The net cashflow of this structure is Smith Investment Company pays ABC Bank plc LIBOR plus 20 basis points and raises funds via the proceeds of the note issue by Smith Securities. The economic effect is that of a two-year loan from ABC Bank to Smith Investment Company, but because of legal, regulatory, operational and administrative restrictions we need to have the structure described above to affect this.
Note that under some jurisdictions, it is not possible for group companies to make inter-company loans, particularly if the two companies are incorporated in different countries, without attracting withholding tax on the loan. For example, it may be inter-company loans must be of under one-year maturity. To get around this, in Figure 1 we have shown the loan from Smith Securities to be a one-year loan, which is then rolled over for another year on maturity.
The market in credit derivatives has seen significant progression since its inception as, essentially, a hedging tool for banks. The development of synthetic structured products has enabled a wider range of participants to enter the market and access wider opportunities for disintermediation.

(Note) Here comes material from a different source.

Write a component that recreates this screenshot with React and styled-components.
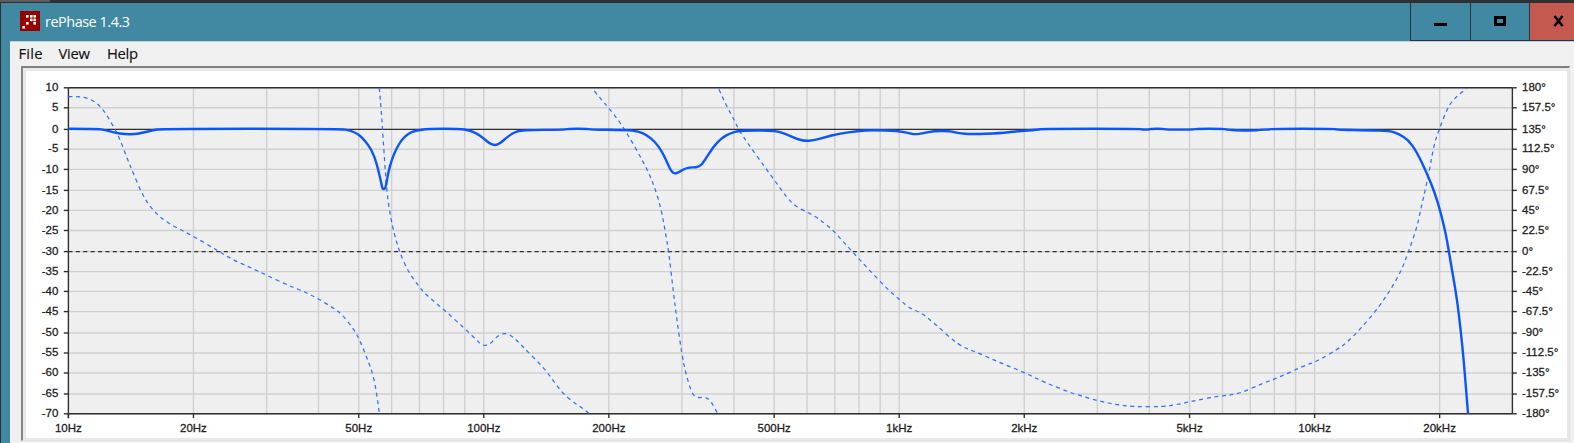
import React, { Component } from 'react';
import styled, { createGlobalStyle } from 'styled-components';

const color = {
  desktop: '#303032',
  teal: '#4189a2',
  red: '#c4594f',
  face: '#f0f0f0',
  plot: '#efefef',
  grid: '#d0d0d0',
  axis: '#303030',
  curve: '#0a55ff',
};

const GlobalStyle = createGlobalStyle`
  body {
    margin: 0;
    background: ${color.desktop};
    overflow: hidden;
  }
`;

const Desktop = styled.div`
  box-sizing: border-box;
  width: 1574px;
  height: 443px;
  display: flex;
  flex-direction: column;
  overflow: hidden;
  background: ${color.desktop};
`;

const BackgroundTab = styled.div`
  flex: none;
  width: 50px;
  height: 2px;
  margin-bottom: 1px;
  background: #5c5c5c;
`;

const Window = styled.div`
  flex: 1;
  display: flex;
  flex-direction: column;
  margin-left: 1px;
  padding-left: 9px;
  background: ${color.teal};
`;

const TitleBar = styled.div`
  flex: none;
  height: 38px;
  display: flex;
  align-items: flex-start;
`;

const AppIcon = styled.svg`
  flex: none;
  margin: 8px 5px 0 10px;
`;

const Title = styled.div`
  flex: 1;
  padding-top: 9px;
  font: 14.4px/20px 'Open Sans', sans-serif;
  letter-spacing: -0.45px;
  color: #fff;
`;

const WindowButton = styled.button`
  box-sizing: border-box;
  width: ${props => props.width}px;
  height: 38px;
  padding: 0 0 0 ${props => props.indent}px;
  border: 0;
  border-left: 1px solid #29343a;
  border-bottom: 1px solid #29343a;
  background: ${props => (props.$danger ? color.red : color.teal)};
  display: flex;
  align-items: flex-start;
  svg {
    margin-top: 12px;
  }
`;

const Client = styled.div`
  flex: 1;
  border-top: 1px solid #c3ced6;
  background: ${color.face};
`;

const MenuBar = styled.div`
  height: 24px;
  display: flex;
  gap: 17.5px;
  padding-left: 8.5px;
  font: 14.8px/22px 'Open Sans', sans-serif;
  color: #111;
  -webkit-text-stroke: 0.15px #111;
`;

const MenuItem = styled.span`
  width: ${props => props.width}px;
  white-space: nowrap;
  letter-spacing: ${props => props.$spacing || 0}px;
`;

const ChartFrame = styled.div`
  box-sizing: border-box;
  width: 1549px;
  height: 375px;
  margin-left: 11px;
  border-style: solid;
  border-width: 2px 1px 1px 2px;
  border-color: #808080 #e2e2e2 #e2e2e2 #858585;
  background: #e9e9e9;
  padding: 3px 2px 2px 3px;
`;

const Chart = styled.svg`
  display: block;
  background: #fff;
  text {
    font: 11.5px 'Liberation Sans', Arial, sans-serif;
    fill: #1c1c1c;
    stroke: #1c1c1c;
    stroke-width: 0.28px;
  }
`;

const GridLine = styled.line`
  stroke: ${color.grid};
  stroke-width: 1.4;
`;

const AxisLine = styled.line`
  stroke: ${color.axis};
  stroke-width: 1.4;
`;

const Magnitude = styled.path`
  fill: none;
  stroke: ${color.curve};
  stroke-width: 2.4;
  stroke-linejoin: round;
`;

const Phase = styled.path`
  fill: none;
  stroke: #2f70ff;
  stroke-width: 1.25;
  stroke-dasharray: 4 3.7;
`;

const LEFT = 68.4;
const RIGHT = 1512.4;
const TOP = 87.8;
const BOTTOM = 413.8;
const DECADE = 415.4;

const freqX = freq => LEFT + DECADE * Math.log10(freq / 10);

// rounds the corners of a point list by running curves between the midpoints
const smooth = points => {
  const list = points.trim().split(/\s+/).map(pair => pair.split(',').map(Number));
  const last = list[list.length - 1];
  const curves = list.slice(1, -1).map(([x, y], i) => {
    const next = list[i + 2];
    return `Q${x},${y} ${(x + next[0]) / 2},${(y + next[1]) / 2}`;
  });
  return `M${list[0]} ${curves.join(' ')} L${last}`;
};

// row position, level in dB, phase in degrees
const rows = [
  [87.8, '10', '180°'],
  [107.8, '5', '157.5°'],
  [129.4, '0', '135°'],
  [149.2, '-5', '112.5°'],
  [169.4, '-10', '90°'],
  [190.4, '-15', '67.5°'],
  [210.4, '-20', '45°'],
  [230.5, '-25', '22.5°'],
  [251.6, '-30', '0°'],
  [271.6, '-35', '-22.5°'],
  [291.4, '-40', '-45°'],
  [311.6, '-45', '-67.5°'],
  [333, '-50', '-90°'],
  [353, '-55', '-112.5°'],
  [373, '-60', '-135°'],
  [394, '-65', '-157.5°'],
  [413.8, '-70', '-180°'],
];

const freqLabels = [
  [10, '10Hz'],
  [20, '20Hz'],
  [50, '50Hz'],
  [100, '100Hz'],
  [200, '200Hz'],
  [500, '500Hz'],
  [1000, '1kHz'],
  [2000, '2kHz'],
  [5000, '5kHz'],
  [10000, '10kHz'],
  [20000, '20kHz'],
];

const gridFreqs = [10, 100, 1000, 10000]
  .reduce((all, base) => all.concat([1, 2, 3, 4, 5, 6, 7, 8, 9].map(n => n * base)), [])
  .filter(freq => freq > 10 && freq < 30000);

const magnitude = `
  68.3,128.7 96.5,128.7 105,130 115,132.7 125,134.3 135,134.3 143,132.7 153,130.3
  162,128.8 340.7,128.8 350,130.5 358.3,134 365,140.7 371.7,150 376.7,163.3 381,181.7
  382.6,189.6 385.6,188.6 388,173.3 391.7,160 396,149.3 401.7,139.7 408.3,133.7 415,130.7
  428.3,128.8 459.3,128.8 469.3,130.3 476.7,133.5 483.3,138 489.3,143.5 495,145.4
  500,143.5 506.7,137.5 513.3,132.7 521.7,130 565,129.7 566.7,128.8 589.3,128.8
  590.7,129.6 626.7,130 638.3,131.3 646.7,135 655,141.7 661.7,151 666.7,161.7
  672.2,173.2 677.3,173.5 686,167.5 699.3,167.3 705,160 713.3,146.7 721.7,138 730,133.3
  740,130.5 775,130.5 786.7,134.3 796.7,139 805,141 813.3,140.5 825,137.3 838.3,133.7
  858.3,131 871.7,130 898.3,131 906.7,132.7 915,134.5 923.3,133.3 933.3,131 950,131
  958.3,133.3 971.7,134.3 1000,133.3 1016.7,131.3 1038.3,129.7 1042.7,128.8
  1140.7,128.8 1141.7,129.6 1149,129.6 1150,128.8 1164.3,128.8 1165.7,129.6
  1193.3,129.6 1194.5,128.8 1225,128.8 1226,129.6 1238.3,130.5 1258.3,130.5
  1260,129.6 1269.5,129.6 1270.5,128.8 1335,128.8 1336,129.6 1368.3,130.3 1390,131
  1398.3,133.7 1408.3,140 1416.7,151.7 1426.7,172.7 1435,193.3 1441,213.3
  1446.7,238.3 1449.7,256.7 1456.7,296.7 1460.7,330 1464,363.3 1468,413.5`;

// the phase wraps at ±180°, so each pass is its own line
const phase = [
  `68.3,96.5 81.7,96.5 91.7,99.7 100,105.7 106.7,115 115,129.3 120,139.3 126.7,157.3
   133.3,173.3 141.7,193.3 151.7,209.3 166.7,222.7 191.7,235.3 218.3,251 233.3,260
   250,267.3 266.7,275.3 286.7,284.7 303.3,291.3 318.3,298.7 333.3,308 341.7,314
   354,329.3 360,340.7 366.7,357.3 372.7,373.3 376.7,393.3 379.3,413.3`,
  `379.3,87.7 381,106.7 383,136.7 385,166.7 387,193.3 390.7,218.3 395,236.7 400,253.3
   408.3,271.7 418.7,286 423.3,291.7 430.7,298.7 445,310.7 463.3,327.3 476.7,340
   481.7,345.3 489.3,345.3 496.7,336.3 505,332.7 513.3,336.7 526.7,350.7 543.3,367.3
   553.3,380.7 563.3,394 573.3,402 581.7,407.7 589,413.3`,
  `594.3,91 601.7,100 609,108.3 620,122.3 630,138.3 640,156 648.3,171.7 655,188.3
   661,208.3 665,230 669,253.3 673.3,291.7 676.7,318.3 681.7,353.3 685.7,373.3
   692,394 697.3,398 705,396.7 710.7,400.7 717.3,413`,
  `719,89.3 726.7,106.7 733.3,117.7 738.3,129.3 748.3,144 765,167.3 776.7,183.3
   786.7,197.3 795,206 808.3,212.7 816.7,217.3 823.3,222.3 831.7,229 841.7,240
   851.7,251 866.7,267.3 888.3,290 900,300 910.7,309 920,312 933.3,322.3 958.3,345.3
   978.3,353 1000,362.7 1023.3,372 1045,382.7 1075,394.3 1100,401.3 1116.7,404.7
   1133.3,406.7 1163.3,406.7 1180,404 1190,401.7 1218.3,396 1238.3,394.3 1263.3,383
   1280,377 1301.7,366.7 1318.3,360.7 1338.3,348.7 1346.7,342.7 1360,329.3
   1376.7,310 1390,290.7 1401.7,270 1408.3,252 1416.7,228.3 1421.7,205 1426,186.7
   1430.7,163.3 1434.3,143.3 1440,127.3 1446.7,110 1451.7,101.7 1458.3,95 1466.7,88.3`,
];

const iconDots = [
  [6, 4], [10, 4], [13.4, 4],
  [10, 7.6], [13.4, 7.6],
  [6, 11], [13.4, 11],
  [2.4, 15],
];

class ResponseChart extends Component {
  render() {
    return (
      <Chart width="1541" height="367" viewBox="26 71 1541 367">
        <rect x={LEFT} y={TOP} width={RIGHT - LEFT} height={BOTTOM - TOP} fill={color.plot} />
        {gridFreqs.map(freq => (
          <GridLine key={freq} x1={freqX(freq)} x2={freqX(freq)} y1={TOP} y2={BOTTOM} />
        ))}
        {rows.map(([y, level]) => (
          <GridLine key={level} x1={LEFT} x2={RIGHT} y1={y} y2={y} />
        ))}

        <AxisLine x1={LEFT} x2={RIGHT} y1={TOP} y2={TOP} />
        <AxisLine x1={LEFT} x2={RIGHT} y1={129.4} y2={129.4} />
        <AxisLine x1={LEFT} x2={RIGHT} y1={251.6} y2={251.6} strokeDasharray="4.1 3.3" />
        <AxisLine x1={LEFT} x2={RIGHT} y1={BOTTOM} y2={BOTTOM} />
        <AxisLine x1={LEFT} x2={LEFT} y1={TOP} y2={BOTTOM + 4.5} />
        <AxisLine x1={RIGHT} x2={RIGHT} y1={TOP} y2={BOTTOM} />

        {rows.map(([y, level, degrees]) => (
          <g key={level}>
            <AxisLine x1={LEFT - 4.6} x2={LEFT} y1={y} y2={y} />
            <AxisLine x1={RIGHT} x2={RIGHT + 4.4} y1={y} y2={y} />
            <text x="58.3" y={y + 3.1} textAnchor="end">{level}</text>
            <text x="1522" y={y + 3.1}>{degrees}</text>
          </g>
        ))}
        {freqLabels.map(([freq, label]) => (
          <g key={label}>
            <AxisLine x1={freqX(freq)} x2={freqX(freq)} y1={BOTTOM} y2={BOTTOM + 4.3} />
            <text x={freqX(freq)} y="432.4" textAnchor="middle">{label}</text>
          </g>
        ))}

        {phase.map(points => (
          <Phase key={points} d={smooth(points)} />
        ))}
        <Magnitude d={smooth(magnitude)} />
      </Chart>
    )
  }
}

class App extends Component {
  render() {
    return (
      <Desktop>
        <GlobalStyle />
        <BackgroundTab />
        <Window>
          <TitleBar>
            <AppIcon width="20" height="20" viewBox="0 0 20 20">
              <rect width="20" height="20" fill="#970000" />
              {iconDots.map(([x, y]) => (
                <rect key={`${x}-${y}`} x={x} y={y} width="2.6" height="2.6" fill="#fff" />
              ))}
            </AppIcon>
            <Title>rePhase 1.4.3</Title>
            <WindowButton width={60} indent={23}>
              <svg width="13" height="14">
                <rect y="8" width="13" height="3" />
              </svg>
            </WindowButton>
            <WindowButton width={59} indent={23}>
              <svg width="12" height="14">
                <rect x="1.5" y="2.5" width="9" height="7" fill="none" stroke="#000" strokeWidth="3" />
              </svg>
            </WindowButton>
            <WindowButton width={45} indent={23} $danger>
              <svg width="11" height="14">
                <path d="M1.5 1 L9.5 11 M9.5 1 L1.5 11" stroke="#000" strokeWidth="2.6" />
              </svg>
            </WindowButton>
          </TitleBar>
          <Client>
            <MenuBar>
              <MenuItem width={22.5} $spacing={0.2}>File</MenuItem>
              <MenuItem width={31} $spacing={-0.3}>View</MenuItem>
              <MenuItem width={32} $spacing={-0.3}>Help</MenuItem>
            </MenuBar>
            <ChartFrame>
              <ResponseChart />
            </ChartFrame>
          </Client>
        </Window>
      </Desktop>
    )
  }
}

export default App;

We have shown how, by structuring a vehicle using synthetic securitization technology, Treasury desks--not hitherto large users of credit derivatives--have been able to access the money markets in a way that would not have been possible previously. The vehicles we have described here enable financial institutions to conduct asset-liability and liquidity management on a more flexible basis. They also enable other financial institutions to obtain funding for assets that are illiquid or untradeable.
The rapid expansion of the credit derivatives market has occurred during a period that has seen market corrections, large-scale market defaults and subsequent improving credit fundamentals. As more and more reference names, as well as structured finance, high-yield and other assets are traded synthetically, we can expect to see more frequent application of these products by banks and other financial institutions for balance sheet management purposes.